I took ballet for 15 years. When I say I took ballet, I mean that I was in attendance at ballet classes once or twice a week for 15 years. The talented women who taught me would tell you I spent most of the time goofing off and singing karaoke to whichever ballad was playing at the time (Shoutout to Cheryl – I love you, lady!)
Dance classes were my first outlet. I spent ages 0-5 on the sideline of soccer games watching my older brothers. My first sentence was, apparently, “is it the fourth quarter yet?” I am not kidding. Ballet was the first thing that was mine. My mom signed me up because the doctor told her how tall I’d be immediately ruling out a life as a gymnast. Okay, that’s not the real reason… but it had something to do with me being tall and posture and… I don’t know. You’d have to ask my mom. Whatever the reason, I loved being there. I loved wearing the leotard and tights. I loved moving around to music. I loved that my best friend was in class right beside me. The only thing I hated was putting on all the make-up for dance recitals, but life’s all about the give and take… or that’s what my mom probably told me while she tried to line my eyes. That or “hold still, I’m almost done.”

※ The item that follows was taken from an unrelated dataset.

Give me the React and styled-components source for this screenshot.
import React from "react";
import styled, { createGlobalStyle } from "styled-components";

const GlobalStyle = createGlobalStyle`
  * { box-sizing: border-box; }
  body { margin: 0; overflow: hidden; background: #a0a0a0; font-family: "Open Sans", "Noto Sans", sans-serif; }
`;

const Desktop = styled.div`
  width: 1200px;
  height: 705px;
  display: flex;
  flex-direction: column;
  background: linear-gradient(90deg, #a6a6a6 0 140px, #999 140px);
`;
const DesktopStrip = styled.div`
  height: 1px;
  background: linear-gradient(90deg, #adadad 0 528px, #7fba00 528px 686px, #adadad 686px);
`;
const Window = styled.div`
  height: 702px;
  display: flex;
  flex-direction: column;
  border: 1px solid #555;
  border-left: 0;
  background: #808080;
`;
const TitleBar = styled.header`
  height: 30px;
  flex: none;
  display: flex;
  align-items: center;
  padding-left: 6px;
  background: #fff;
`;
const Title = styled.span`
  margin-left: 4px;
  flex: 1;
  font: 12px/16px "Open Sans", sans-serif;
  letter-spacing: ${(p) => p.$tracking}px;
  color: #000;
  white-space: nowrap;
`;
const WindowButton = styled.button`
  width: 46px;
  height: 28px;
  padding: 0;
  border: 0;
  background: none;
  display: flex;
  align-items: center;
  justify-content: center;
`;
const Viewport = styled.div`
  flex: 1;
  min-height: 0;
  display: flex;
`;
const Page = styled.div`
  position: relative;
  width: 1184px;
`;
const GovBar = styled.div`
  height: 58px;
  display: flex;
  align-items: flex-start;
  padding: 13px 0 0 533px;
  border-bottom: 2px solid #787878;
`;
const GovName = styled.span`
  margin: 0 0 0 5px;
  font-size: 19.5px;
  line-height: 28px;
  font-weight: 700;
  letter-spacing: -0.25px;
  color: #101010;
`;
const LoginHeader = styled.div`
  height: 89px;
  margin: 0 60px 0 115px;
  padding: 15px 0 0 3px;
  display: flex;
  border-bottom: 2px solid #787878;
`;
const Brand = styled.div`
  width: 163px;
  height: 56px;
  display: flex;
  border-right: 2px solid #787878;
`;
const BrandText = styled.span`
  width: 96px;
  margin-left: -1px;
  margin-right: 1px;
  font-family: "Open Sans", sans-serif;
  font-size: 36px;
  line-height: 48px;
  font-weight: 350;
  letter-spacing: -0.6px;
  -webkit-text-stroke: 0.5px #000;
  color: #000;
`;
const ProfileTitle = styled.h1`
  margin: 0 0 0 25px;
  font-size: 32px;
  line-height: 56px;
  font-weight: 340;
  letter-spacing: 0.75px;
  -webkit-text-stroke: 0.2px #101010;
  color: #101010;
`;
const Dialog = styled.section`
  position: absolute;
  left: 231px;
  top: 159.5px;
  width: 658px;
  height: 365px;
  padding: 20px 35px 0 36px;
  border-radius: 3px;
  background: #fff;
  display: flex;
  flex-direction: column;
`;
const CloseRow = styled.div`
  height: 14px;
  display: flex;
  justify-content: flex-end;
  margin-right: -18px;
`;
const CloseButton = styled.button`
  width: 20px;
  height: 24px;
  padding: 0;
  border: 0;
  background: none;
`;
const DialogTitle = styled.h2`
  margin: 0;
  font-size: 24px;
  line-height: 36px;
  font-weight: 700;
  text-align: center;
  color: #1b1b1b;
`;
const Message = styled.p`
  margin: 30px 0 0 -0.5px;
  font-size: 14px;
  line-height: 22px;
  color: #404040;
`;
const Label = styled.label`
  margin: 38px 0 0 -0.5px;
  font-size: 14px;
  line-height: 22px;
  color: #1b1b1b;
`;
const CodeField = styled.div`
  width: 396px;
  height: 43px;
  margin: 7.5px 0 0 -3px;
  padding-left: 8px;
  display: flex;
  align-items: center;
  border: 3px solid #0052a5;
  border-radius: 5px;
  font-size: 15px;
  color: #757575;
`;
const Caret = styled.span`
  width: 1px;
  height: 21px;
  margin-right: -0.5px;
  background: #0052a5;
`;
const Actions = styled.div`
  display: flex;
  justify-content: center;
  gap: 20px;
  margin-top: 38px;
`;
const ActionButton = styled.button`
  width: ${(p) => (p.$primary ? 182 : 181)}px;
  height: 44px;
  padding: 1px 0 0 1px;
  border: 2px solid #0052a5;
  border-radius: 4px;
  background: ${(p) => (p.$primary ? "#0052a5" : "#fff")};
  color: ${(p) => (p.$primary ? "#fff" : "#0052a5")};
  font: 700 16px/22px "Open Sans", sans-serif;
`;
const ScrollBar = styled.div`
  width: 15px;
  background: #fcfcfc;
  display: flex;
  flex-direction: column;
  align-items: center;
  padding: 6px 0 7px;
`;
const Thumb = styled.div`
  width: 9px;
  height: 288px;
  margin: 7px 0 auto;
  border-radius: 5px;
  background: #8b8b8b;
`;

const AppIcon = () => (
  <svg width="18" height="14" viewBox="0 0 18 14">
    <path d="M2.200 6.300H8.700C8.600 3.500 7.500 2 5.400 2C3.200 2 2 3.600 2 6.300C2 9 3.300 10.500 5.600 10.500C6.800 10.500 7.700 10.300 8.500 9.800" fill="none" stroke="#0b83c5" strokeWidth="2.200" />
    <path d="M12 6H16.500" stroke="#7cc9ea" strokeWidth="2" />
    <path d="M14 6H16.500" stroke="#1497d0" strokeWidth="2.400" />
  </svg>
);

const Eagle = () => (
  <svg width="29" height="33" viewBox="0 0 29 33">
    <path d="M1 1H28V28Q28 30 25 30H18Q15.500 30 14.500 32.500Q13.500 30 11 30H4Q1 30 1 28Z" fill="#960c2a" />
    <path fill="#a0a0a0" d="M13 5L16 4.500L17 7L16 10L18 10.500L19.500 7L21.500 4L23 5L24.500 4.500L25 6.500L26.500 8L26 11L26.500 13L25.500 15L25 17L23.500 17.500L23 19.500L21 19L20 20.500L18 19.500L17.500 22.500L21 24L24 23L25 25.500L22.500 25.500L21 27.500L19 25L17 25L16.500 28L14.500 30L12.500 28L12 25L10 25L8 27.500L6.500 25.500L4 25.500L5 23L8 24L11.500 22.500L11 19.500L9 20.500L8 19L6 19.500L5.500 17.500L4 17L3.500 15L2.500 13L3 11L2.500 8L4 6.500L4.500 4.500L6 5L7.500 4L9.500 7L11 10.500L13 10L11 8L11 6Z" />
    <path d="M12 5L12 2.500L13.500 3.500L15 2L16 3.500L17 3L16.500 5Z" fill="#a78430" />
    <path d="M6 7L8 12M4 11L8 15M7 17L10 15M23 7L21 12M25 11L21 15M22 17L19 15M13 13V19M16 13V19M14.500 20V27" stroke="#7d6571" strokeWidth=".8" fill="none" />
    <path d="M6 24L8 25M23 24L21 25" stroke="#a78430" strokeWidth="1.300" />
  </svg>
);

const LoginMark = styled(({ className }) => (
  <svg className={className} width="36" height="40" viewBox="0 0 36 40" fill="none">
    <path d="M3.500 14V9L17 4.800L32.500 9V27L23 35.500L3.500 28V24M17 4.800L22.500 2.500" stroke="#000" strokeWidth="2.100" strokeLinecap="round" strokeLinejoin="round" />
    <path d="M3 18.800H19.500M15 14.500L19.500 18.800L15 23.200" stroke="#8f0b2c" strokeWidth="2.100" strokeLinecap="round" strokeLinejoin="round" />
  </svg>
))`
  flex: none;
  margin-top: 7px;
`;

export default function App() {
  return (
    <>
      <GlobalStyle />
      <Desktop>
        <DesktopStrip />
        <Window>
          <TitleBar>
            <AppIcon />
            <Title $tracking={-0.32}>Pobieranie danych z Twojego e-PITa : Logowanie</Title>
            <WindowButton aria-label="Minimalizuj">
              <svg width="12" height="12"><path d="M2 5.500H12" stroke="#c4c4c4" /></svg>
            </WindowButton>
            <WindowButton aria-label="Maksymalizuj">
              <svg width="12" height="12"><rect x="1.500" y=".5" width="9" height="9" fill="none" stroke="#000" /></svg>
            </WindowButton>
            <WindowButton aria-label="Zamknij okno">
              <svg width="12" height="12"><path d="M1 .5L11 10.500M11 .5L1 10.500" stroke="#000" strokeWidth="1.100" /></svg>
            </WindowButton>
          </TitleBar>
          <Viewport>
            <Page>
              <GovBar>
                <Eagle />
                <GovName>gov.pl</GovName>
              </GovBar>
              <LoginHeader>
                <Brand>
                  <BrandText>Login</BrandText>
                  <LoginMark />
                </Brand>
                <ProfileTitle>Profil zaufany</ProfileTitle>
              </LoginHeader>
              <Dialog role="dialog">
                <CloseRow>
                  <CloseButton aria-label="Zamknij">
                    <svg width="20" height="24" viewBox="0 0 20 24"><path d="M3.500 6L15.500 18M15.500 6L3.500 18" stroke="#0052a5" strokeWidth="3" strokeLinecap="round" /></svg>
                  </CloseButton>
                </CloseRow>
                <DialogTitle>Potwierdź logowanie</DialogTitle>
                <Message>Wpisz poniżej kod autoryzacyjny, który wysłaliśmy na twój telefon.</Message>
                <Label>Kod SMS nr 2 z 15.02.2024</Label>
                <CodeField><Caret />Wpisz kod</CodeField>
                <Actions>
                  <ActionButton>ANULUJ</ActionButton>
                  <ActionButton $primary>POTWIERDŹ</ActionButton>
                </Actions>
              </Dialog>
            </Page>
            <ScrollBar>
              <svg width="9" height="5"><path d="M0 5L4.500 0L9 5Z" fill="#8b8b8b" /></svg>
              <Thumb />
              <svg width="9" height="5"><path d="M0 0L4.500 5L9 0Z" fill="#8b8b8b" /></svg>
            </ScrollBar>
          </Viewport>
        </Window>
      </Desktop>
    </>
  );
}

For the first few years I was pretty serious about it. I wanted to be a dancer. I worked to learn all the steps and practiced routines in my bedroom. Then it changed. Sometime around middle school I realized dance classes were a great captive audience for me to entertain. I stopped taking anything seriously and started singing along to the songs we listened to during warm-ups. I made up new twists to our normal routines because they were funnier. I told jokes during class. For some reason my dance teachers never stopped me. I like to think we had a mutual understanding that I was never going to be a championship competitive dancer. I was just there for exercise and some good clean laughter.
Earlier this year one of my best friends (and the daughter of my high school dance teacher) got married. I was in her wedding. We spent part of the morning of her wedding day listening to songs from old dances (read: Total Eclipse Of The Heart on repeat). Just like in high school, one of my other best friends tried to remember some of the routine. She asked me for help and I laughed… hard. I barely knew the dances when I was performing them on stage. I don’t know how anyone keeps something that far gone in their mind. Except that I was able to perform my infamous high-drama karaoke version of “Tuuurrrn Around Briiiight Eyes – EVERY NOW AND THEN I FALLL APAAAARRT!!” So maybe some things do stick with a person.
Somewhere there are VHS tapes of my first recitals. They’re probably really cute. Little kids stumbling through choreography is precious and awkward. Somewhere else there are DVDs of my high school recitals. I’d be fine if those burned in a massive bonfire — all the copies. Those are not cute. The only time choosing entertainment over actual focus didn’t pay off was on stage, and that’s what’s on those recordings — still awkward, but no longer precious.
If you met me as an adult and asked me to tell you a few things about myself. I might describe my family. I might tell you what I do for a living. I might tell you that I like to run. I probably wouldn’t tell you that I took ballet for 15 years, because you might not believe me. Also because I’m still not sure it counts as “taking ballet” if you weren’t really paying attention most of the time.